>> BEGIN Records supplied
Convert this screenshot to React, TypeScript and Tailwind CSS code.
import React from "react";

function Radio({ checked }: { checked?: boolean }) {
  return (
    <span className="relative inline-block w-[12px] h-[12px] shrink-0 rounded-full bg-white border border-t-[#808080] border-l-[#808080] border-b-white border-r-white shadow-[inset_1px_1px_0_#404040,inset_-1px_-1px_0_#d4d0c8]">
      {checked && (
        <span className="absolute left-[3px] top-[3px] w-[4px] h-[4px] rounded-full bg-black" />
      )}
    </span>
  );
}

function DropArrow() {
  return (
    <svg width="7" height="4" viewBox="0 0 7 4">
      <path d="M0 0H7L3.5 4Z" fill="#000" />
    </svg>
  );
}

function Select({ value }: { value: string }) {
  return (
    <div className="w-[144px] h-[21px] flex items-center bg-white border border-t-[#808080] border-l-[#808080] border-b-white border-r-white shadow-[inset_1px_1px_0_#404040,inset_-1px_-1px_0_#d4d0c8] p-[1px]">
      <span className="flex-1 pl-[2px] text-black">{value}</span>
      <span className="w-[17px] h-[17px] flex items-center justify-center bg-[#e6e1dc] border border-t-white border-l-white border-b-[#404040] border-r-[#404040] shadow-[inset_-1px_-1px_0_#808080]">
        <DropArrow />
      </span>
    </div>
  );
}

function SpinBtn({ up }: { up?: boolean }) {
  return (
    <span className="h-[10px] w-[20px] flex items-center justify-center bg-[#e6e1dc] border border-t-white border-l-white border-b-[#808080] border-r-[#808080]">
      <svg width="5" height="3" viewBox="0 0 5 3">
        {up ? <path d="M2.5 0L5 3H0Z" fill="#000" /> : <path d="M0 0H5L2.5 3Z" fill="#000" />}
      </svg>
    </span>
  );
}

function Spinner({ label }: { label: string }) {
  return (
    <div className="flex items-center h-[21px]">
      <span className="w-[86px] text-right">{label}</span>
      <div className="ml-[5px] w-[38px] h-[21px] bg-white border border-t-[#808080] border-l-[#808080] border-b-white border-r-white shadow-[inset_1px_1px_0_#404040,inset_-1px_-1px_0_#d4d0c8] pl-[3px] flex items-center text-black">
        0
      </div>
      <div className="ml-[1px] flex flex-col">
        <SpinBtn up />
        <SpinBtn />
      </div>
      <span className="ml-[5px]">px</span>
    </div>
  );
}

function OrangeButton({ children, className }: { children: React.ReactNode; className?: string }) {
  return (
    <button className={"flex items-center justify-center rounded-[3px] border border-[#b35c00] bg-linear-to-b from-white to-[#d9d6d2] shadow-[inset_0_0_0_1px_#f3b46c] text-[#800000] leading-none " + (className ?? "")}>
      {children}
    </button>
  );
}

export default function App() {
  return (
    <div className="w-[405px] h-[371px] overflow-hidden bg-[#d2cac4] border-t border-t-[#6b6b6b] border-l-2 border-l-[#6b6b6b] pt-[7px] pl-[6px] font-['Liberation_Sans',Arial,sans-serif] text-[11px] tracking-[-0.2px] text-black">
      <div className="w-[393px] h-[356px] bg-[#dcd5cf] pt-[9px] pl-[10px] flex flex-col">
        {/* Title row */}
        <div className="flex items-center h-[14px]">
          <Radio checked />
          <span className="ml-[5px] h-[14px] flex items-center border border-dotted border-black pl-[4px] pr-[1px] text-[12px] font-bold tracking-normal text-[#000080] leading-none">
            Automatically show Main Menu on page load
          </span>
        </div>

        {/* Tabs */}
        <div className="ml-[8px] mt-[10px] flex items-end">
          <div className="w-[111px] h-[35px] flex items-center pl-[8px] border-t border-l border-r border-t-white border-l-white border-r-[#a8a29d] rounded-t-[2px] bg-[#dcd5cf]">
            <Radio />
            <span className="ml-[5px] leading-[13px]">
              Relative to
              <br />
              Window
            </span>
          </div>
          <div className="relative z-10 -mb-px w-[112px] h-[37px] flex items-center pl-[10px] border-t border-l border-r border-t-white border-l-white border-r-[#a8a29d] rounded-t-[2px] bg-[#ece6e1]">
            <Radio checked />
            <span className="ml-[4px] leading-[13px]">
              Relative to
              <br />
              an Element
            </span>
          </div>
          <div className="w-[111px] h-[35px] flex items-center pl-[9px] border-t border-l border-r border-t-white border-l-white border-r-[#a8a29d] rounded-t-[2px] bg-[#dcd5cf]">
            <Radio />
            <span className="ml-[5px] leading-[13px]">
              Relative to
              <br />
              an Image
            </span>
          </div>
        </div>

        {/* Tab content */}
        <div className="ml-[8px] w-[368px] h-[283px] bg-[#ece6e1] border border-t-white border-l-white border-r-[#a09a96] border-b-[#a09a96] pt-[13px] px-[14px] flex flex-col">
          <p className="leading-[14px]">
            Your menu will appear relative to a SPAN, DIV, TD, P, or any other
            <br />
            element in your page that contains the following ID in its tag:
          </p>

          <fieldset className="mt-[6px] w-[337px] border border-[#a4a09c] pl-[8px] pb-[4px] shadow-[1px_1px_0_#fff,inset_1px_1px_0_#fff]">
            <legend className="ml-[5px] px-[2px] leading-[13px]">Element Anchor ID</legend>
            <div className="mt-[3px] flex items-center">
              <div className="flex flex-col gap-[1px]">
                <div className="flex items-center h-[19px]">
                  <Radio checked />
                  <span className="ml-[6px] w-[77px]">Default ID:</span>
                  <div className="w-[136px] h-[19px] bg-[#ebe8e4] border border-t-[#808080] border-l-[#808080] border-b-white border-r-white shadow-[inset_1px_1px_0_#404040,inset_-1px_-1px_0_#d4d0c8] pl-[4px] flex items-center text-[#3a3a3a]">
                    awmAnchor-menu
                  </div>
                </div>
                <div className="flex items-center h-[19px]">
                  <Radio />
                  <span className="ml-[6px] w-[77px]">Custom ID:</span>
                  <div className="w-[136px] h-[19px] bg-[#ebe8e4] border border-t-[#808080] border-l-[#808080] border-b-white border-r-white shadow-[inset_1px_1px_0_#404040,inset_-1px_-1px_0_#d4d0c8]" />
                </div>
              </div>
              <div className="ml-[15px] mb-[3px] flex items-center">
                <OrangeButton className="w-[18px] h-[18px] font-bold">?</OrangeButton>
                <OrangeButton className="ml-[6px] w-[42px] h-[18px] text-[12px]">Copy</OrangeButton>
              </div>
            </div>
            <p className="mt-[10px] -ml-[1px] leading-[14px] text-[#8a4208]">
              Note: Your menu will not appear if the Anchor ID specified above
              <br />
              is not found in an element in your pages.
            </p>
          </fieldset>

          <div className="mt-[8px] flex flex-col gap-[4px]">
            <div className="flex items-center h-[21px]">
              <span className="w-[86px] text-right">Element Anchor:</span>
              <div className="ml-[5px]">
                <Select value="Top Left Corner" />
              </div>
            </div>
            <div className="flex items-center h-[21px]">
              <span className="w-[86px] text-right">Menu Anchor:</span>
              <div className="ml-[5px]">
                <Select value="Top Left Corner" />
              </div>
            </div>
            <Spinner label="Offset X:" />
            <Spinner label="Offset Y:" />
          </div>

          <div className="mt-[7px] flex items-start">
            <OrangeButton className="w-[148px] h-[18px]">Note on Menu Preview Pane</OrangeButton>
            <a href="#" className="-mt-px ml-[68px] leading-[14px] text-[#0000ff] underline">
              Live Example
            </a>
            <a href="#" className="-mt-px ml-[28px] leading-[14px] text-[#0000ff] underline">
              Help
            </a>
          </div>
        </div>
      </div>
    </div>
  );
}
>> END Records supplied
>> BEGIN Records supplied
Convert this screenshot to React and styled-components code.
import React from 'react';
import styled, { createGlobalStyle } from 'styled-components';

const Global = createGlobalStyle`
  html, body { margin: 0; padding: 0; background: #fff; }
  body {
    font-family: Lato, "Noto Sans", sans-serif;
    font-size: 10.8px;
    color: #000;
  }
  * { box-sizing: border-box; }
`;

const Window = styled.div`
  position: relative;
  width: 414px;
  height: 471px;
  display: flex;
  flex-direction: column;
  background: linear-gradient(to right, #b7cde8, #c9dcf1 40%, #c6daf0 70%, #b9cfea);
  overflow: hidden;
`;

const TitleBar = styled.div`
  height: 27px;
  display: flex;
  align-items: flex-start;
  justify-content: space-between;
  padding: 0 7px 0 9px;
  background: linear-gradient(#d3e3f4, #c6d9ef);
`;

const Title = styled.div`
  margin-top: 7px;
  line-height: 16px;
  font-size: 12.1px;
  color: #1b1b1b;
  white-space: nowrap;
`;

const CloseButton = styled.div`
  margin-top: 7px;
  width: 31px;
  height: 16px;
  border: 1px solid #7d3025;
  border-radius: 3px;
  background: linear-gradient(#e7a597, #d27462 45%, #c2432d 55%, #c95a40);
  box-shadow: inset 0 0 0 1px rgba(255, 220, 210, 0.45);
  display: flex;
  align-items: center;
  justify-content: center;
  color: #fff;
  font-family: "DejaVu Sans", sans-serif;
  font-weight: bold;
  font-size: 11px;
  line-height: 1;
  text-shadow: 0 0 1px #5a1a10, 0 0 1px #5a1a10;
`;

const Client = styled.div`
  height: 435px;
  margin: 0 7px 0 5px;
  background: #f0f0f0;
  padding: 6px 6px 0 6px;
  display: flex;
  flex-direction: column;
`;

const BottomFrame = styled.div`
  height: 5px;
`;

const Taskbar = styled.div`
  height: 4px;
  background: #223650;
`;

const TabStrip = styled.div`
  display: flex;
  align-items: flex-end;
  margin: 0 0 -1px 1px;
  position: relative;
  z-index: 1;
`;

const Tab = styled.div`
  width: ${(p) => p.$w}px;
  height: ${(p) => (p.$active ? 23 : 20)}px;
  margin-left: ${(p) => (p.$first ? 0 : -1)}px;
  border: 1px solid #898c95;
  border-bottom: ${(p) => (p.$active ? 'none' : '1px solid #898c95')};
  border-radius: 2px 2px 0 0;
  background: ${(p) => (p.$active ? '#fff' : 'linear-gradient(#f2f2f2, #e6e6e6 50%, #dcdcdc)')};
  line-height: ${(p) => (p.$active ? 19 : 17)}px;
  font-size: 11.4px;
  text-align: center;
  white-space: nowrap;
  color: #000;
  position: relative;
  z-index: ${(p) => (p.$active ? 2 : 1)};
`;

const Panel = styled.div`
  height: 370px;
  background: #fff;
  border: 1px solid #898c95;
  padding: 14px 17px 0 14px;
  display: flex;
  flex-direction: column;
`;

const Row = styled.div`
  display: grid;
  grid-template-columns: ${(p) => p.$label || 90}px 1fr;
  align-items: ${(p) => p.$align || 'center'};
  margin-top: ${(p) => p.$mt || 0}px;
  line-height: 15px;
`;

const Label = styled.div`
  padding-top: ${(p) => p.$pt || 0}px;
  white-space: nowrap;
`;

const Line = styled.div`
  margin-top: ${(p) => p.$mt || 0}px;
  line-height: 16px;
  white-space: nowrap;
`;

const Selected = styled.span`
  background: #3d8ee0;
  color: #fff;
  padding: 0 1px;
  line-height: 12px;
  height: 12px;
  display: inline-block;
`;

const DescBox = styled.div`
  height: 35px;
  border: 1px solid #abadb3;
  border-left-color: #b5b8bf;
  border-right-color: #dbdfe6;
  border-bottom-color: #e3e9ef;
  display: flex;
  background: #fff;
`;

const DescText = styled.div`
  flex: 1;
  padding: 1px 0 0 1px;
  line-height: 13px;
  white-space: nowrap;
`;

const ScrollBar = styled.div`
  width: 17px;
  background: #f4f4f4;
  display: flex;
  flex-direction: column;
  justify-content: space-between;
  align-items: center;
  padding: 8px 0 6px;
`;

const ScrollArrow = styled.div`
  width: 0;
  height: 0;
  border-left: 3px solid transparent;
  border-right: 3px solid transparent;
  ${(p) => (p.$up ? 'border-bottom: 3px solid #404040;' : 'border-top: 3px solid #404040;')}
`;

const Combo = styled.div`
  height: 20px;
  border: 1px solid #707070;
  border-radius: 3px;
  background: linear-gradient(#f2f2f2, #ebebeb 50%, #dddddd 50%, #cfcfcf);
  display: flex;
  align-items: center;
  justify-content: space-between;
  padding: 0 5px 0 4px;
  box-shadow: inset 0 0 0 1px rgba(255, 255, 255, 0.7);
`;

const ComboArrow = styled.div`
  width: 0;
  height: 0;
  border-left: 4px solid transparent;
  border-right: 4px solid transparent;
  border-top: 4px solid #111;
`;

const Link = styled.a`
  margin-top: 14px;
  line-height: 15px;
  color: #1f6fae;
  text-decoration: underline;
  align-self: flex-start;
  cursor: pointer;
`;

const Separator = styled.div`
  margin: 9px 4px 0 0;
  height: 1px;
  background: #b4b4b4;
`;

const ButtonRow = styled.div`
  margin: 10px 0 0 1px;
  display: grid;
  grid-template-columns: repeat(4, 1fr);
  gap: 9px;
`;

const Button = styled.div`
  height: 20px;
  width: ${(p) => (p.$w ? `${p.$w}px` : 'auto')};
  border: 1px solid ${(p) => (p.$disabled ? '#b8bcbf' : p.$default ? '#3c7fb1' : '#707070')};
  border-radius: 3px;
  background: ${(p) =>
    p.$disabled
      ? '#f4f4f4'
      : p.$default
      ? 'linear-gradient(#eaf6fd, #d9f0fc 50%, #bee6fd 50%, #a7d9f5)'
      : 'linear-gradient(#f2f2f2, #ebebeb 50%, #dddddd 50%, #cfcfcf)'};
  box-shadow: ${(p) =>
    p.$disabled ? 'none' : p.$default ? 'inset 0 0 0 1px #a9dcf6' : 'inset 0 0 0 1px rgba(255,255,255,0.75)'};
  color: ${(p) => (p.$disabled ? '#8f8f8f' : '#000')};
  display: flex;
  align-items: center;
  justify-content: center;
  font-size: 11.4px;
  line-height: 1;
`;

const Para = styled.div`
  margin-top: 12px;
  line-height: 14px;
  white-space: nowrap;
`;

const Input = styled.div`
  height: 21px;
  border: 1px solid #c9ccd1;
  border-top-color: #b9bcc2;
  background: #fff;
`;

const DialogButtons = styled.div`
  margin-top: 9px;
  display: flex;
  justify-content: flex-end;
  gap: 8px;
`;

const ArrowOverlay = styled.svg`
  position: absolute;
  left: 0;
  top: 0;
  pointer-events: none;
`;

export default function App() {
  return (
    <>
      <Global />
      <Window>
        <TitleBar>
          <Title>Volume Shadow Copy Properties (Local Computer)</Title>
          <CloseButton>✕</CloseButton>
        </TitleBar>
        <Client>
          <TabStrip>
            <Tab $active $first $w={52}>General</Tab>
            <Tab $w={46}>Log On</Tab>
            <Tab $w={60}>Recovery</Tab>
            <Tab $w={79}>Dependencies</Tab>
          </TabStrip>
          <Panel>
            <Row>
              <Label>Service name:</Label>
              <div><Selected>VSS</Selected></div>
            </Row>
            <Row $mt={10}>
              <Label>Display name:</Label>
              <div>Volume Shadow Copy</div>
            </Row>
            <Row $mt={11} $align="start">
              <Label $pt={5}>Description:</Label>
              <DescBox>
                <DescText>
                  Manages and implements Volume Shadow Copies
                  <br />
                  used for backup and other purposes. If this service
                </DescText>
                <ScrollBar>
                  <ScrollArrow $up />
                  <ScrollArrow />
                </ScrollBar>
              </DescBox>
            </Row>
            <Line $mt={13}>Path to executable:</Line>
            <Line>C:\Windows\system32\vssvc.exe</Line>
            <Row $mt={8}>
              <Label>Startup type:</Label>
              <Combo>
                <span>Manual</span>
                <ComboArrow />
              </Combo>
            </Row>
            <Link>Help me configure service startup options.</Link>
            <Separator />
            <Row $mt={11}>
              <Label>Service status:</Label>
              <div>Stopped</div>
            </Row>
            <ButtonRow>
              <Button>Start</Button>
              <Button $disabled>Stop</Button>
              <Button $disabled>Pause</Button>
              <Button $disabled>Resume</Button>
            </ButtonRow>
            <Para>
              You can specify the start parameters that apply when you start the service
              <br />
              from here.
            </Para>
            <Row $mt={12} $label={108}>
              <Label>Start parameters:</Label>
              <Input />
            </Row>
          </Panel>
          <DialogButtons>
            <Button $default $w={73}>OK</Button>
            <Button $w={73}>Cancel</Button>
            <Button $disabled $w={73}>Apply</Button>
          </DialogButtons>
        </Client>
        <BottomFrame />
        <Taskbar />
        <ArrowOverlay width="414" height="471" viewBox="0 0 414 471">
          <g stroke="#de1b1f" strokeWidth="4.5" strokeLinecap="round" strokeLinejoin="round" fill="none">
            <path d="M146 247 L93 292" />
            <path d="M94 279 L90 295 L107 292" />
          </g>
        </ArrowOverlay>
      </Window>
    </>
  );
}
>> END Records supplied
Your objective> Write out each line of the data that holds the string "components".

Finished exercise>
Convert this screenshot to React and styled-components code.
import styled, { createGlobalStyle } from 'styled-components';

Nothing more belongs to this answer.